> THE EXERCISE: From the listing, collect all lines containing the word "itself".

> GIVEN INFORMATION:
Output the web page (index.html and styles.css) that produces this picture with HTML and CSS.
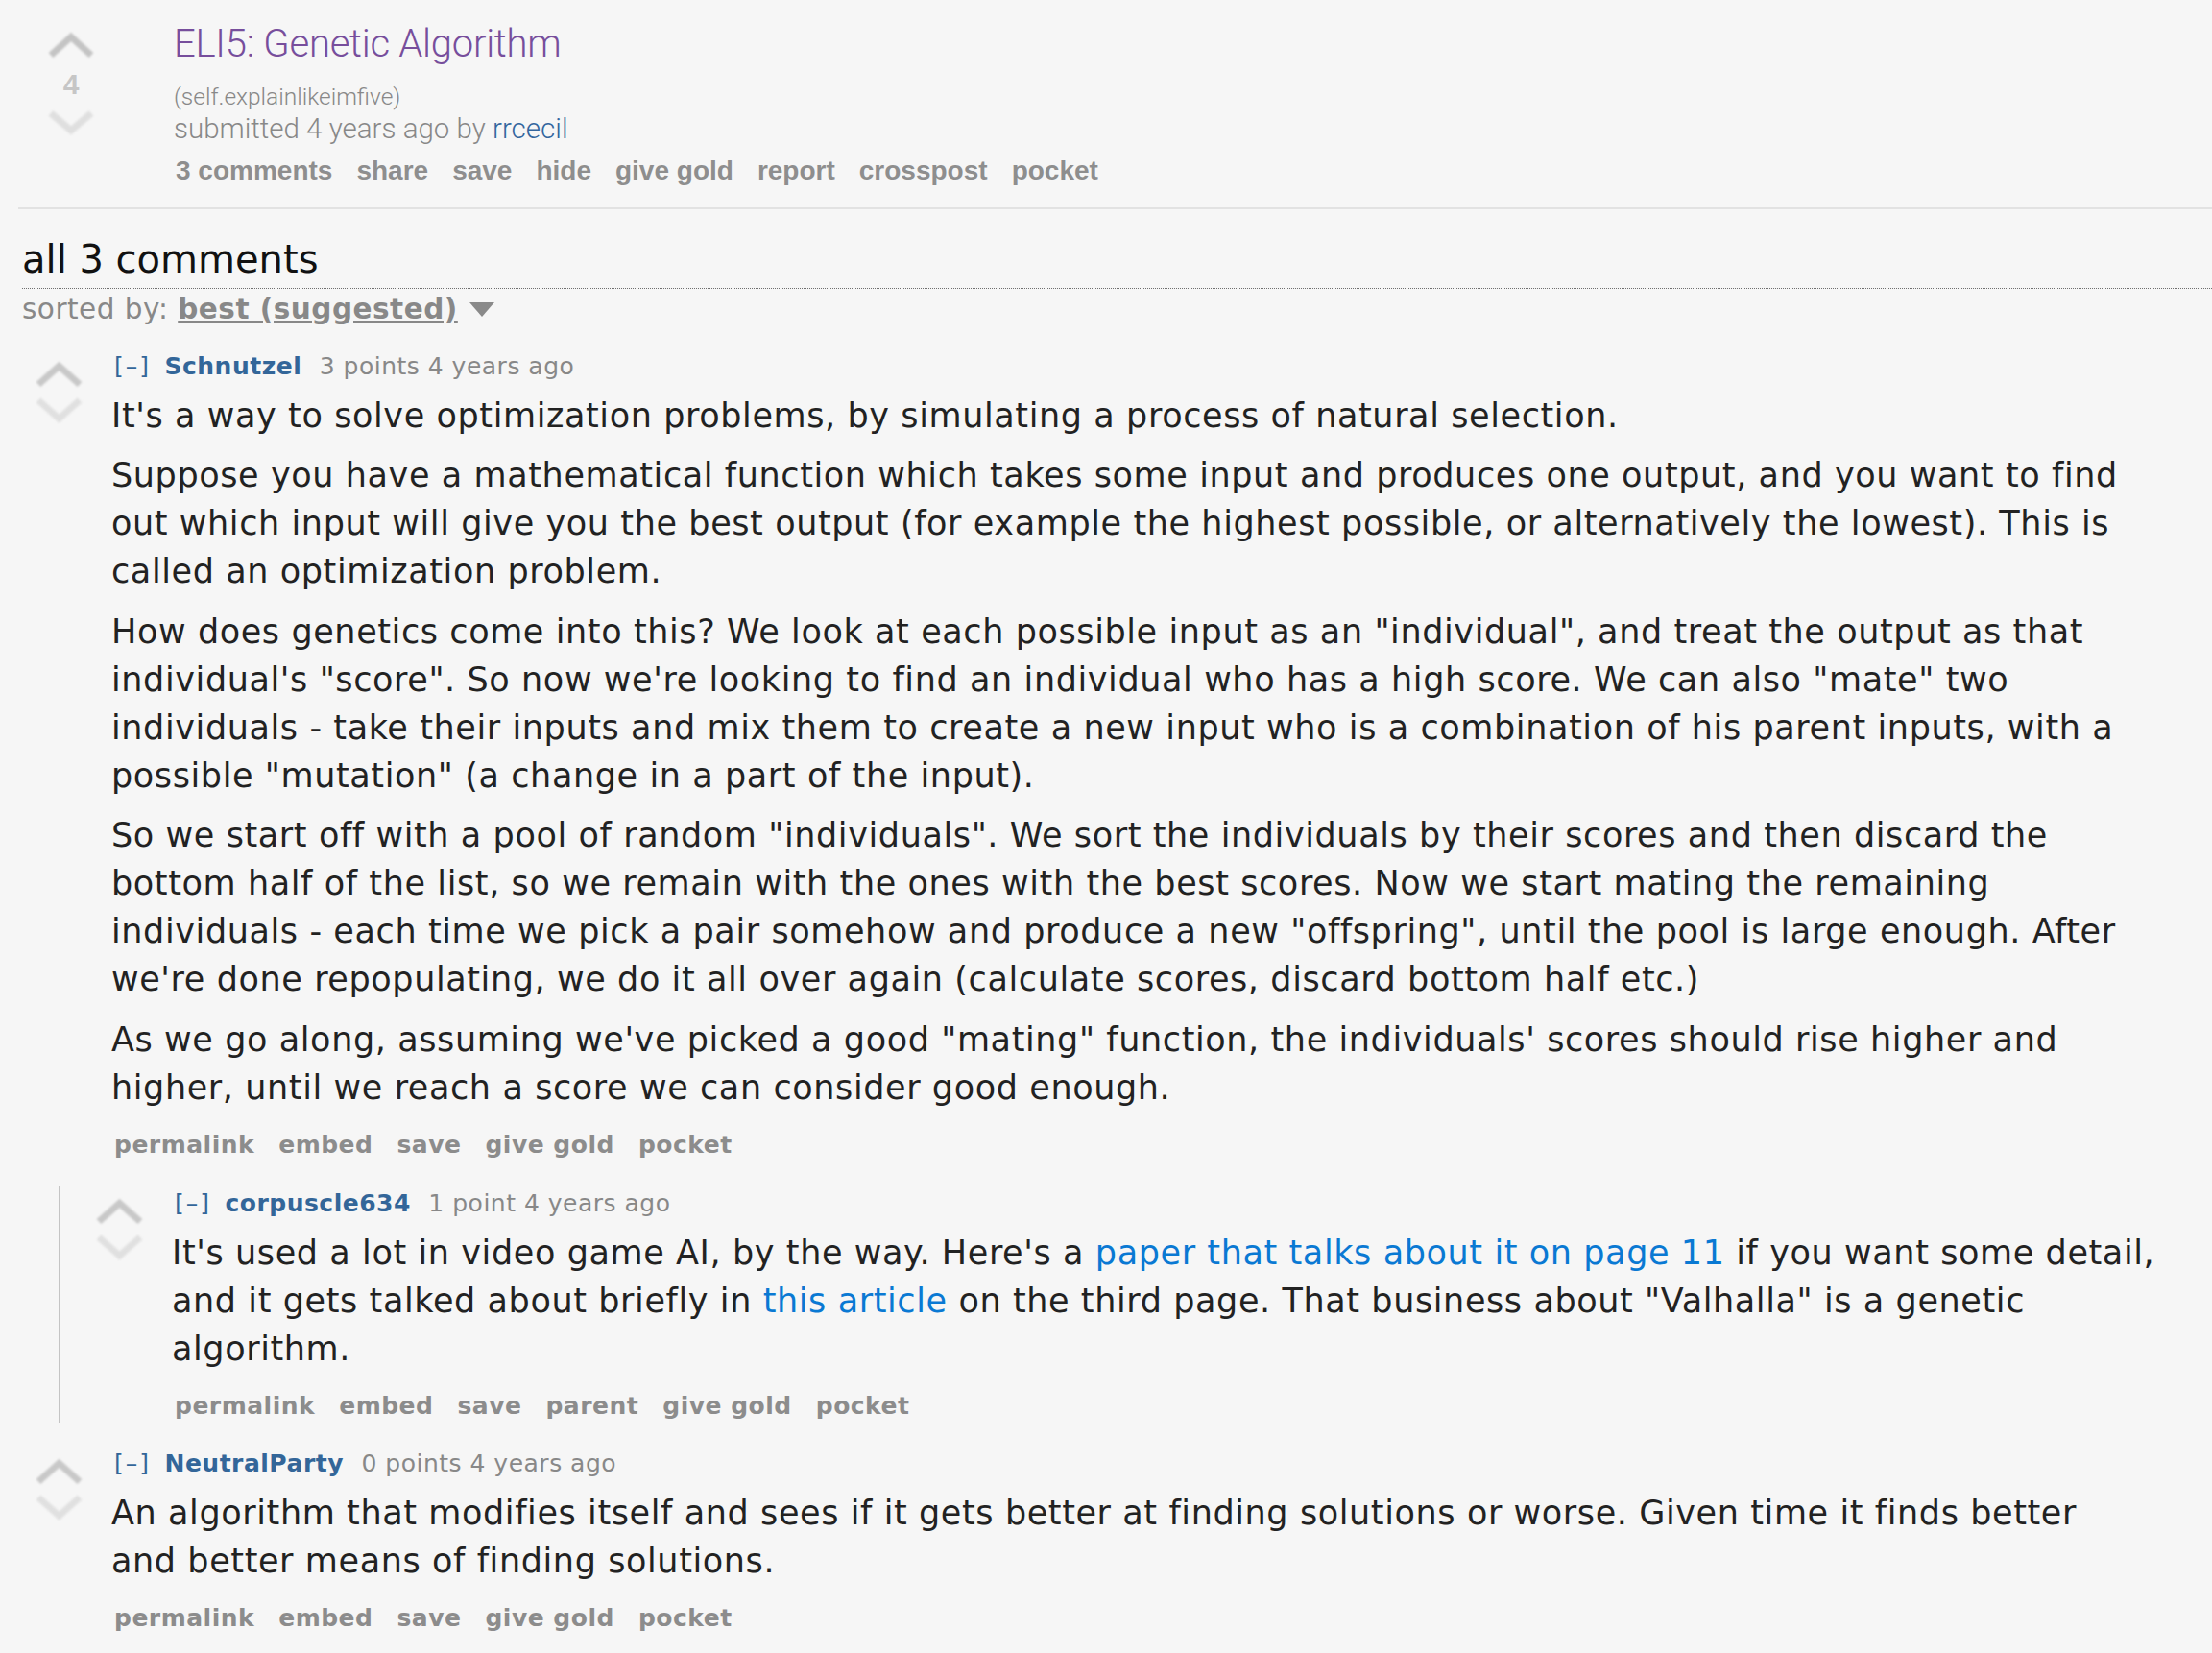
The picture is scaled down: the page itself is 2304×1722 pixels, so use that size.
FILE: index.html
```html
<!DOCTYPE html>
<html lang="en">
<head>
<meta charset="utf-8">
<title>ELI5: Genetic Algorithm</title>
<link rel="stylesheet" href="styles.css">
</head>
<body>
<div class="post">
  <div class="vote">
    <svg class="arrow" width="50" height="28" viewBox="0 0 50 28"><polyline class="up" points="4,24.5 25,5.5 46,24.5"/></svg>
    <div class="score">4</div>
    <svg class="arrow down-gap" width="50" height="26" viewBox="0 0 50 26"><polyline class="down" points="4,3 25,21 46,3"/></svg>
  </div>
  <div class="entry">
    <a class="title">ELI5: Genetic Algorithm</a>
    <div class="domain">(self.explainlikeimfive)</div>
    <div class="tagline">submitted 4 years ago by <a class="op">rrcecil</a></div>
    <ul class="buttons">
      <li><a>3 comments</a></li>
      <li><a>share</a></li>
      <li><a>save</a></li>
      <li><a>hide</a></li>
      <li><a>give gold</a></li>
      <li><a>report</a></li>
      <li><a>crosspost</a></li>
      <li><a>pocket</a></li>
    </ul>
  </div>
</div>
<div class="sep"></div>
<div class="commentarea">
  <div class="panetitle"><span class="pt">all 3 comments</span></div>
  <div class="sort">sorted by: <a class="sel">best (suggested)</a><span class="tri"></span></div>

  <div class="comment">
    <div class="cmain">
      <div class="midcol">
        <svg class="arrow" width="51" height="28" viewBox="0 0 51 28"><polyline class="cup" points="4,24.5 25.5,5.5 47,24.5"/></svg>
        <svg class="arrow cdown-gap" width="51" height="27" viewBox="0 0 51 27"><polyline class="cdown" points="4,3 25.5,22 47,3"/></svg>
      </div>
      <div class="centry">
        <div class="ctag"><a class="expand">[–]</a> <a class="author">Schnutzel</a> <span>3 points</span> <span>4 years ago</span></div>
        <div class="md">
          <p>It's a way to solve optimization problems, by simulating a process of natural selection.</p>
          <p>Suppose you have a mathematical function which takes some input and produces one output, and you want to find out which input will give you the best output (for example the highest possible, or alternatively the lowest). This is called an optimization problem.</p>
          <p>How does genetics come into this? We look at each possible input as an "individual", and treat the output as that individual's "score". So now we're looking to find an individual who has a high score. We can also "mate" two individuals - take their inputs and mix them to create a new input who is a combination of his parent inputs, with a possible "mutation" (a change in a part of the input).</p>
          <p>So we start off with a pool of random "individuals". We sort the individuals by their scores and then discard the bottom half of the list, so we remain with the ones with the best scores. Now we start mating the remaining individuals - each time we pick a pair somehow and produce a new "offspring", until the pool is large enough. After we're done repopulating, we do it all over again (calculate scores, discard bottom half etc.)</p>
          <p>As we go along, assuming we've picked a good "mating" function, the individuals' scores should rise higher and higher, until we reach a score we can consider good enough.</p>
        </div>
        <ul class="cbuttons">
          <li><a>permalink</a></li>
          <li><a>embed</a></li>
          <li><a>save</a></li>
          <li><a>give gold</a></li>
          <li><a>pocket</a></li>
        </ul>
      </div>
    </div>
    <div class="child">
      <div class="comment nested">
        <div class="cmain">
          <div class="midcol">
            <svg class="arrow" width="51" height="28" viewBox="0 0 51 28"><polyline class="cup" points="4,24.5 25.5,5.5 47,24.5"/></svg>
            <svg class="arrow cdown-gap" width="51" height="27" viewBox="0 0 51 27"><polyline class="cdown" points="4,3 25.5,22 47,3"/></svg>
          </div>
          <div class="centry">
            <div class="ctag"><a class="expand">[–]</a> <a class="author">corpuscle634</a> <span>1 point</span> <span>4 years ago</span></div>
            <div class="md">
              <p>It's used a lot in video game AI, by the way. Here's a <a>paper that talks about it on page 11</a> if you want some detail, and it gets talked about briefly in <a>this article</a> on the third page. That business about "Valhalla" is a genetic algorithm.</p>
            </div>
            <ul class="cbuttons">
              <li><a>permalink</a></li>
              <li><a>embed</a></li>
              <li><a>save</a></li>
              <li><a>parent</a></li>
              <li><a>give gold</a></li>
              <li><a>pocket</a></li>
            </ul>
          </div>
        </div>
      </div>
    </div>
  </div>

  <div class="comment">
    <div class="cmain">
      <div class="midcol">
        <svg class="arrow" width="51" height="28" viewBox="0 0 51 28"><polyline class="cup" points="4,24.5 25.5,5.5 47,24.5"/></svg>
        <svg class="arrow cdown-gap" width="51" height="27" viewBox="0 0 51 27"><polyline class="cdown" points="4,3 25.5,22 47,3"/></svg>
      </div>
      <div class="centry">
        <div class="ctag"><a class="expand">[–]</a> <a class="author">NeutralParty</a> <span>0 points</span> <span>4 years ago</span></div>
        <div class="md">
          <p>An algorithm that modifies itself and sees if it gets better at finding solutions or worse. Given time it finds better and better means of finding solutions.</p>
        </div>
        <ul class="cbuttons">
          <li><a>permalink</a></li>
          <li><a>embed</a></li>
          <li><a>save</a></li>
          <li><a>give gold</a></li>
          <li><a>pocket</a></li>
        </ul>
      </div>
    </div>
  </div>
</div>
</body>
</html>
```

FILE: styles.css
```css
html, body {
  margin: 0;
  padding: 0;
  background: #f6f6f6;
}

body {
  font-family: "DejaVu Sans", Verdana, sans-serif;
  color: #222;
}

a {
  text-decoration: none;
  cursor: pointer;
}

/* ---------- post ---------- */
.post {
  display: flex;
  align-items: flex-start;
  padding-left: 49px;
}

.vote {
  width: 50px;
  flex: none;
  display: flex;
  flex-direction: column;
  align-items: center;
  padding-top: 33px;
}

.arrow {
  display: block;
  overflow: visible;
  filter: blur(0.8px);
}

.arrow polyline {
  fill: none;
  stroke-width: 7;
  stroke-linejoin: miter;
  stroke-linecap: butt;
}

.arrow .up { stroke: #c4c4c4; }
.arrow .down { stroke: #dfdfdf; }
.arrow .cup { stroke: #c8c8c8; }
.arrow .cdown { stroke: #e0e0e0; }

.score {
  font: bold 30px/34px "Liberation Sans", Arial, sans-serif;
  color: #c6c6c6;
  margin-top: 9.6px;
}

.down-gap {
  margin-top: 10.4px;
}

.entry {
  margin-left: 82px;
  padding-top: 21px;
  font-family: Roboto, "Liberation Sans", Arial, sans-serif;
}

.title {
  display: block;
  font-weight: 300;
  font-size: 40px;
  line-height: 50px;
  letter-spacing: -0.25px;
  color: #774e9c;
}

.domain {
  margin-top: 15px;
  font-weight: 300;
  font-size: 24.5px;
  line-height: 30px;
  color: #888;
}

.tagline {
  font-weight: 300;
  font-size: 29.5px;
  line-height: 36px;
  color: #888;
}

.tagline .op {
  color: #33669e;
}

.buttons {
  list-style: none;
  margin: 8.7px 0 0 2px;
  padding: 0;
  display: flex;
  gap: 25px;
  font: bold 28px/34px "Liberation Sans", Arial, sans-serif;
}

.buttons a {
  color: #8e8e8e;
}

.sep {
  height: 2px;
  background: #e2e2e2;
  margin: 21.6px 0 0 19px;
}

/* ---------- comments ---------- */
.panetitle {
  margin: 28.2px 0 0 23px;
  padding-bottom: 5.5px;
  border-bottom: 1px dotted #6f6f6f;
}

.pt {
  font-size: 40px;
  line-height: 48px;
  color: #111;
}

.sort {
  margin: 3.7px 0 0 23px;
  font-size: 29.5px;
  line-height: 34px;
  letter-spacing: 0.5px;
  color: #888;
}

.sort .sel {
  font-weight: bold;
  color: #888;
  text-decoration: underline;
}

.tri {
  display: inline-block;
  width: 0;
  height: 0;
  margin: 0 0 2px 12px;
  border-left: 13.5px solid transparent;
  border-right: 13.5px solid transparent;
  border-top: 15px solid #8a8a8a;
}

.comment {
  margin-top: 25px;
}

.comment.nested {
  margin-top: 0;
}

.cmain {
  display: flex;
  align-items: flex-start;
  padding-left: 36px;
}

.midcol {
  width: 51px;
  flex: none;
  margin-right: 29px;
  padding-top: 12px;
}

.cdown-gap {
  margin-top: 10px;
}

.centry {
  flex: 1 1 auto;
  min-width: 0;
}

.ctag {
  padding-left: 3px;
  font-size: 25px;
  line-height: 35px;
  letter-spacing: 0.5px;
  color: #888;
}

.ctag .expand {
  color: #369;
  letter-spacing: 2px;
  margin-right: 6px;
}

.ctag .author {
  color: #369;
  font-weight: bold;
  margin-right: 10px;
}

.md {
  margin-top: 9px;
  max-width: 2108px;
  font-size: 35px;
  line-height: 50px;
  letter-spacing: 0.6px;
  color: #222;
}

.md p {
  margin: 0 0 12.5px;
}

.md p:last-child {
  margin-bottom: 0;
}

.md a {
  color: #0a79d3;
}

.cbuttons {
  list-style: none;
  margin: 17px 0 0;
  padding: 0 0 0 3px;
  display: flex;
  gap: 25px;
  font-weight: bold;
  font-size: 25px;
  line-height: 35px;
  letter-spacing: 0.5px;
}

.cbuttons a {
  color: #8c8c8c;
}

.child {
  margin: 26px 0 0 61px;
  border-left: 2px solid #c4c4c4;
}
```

> RESPONSE FOR THIS EXERCISE:
The picture is scaled down: the page itself is 2304×1722 pixels, so use that size.
          <p>An algorithm that modifies itself and sees if it gets better at finding solutions or worse. Given time it finds better and better means of finding solutions.</p>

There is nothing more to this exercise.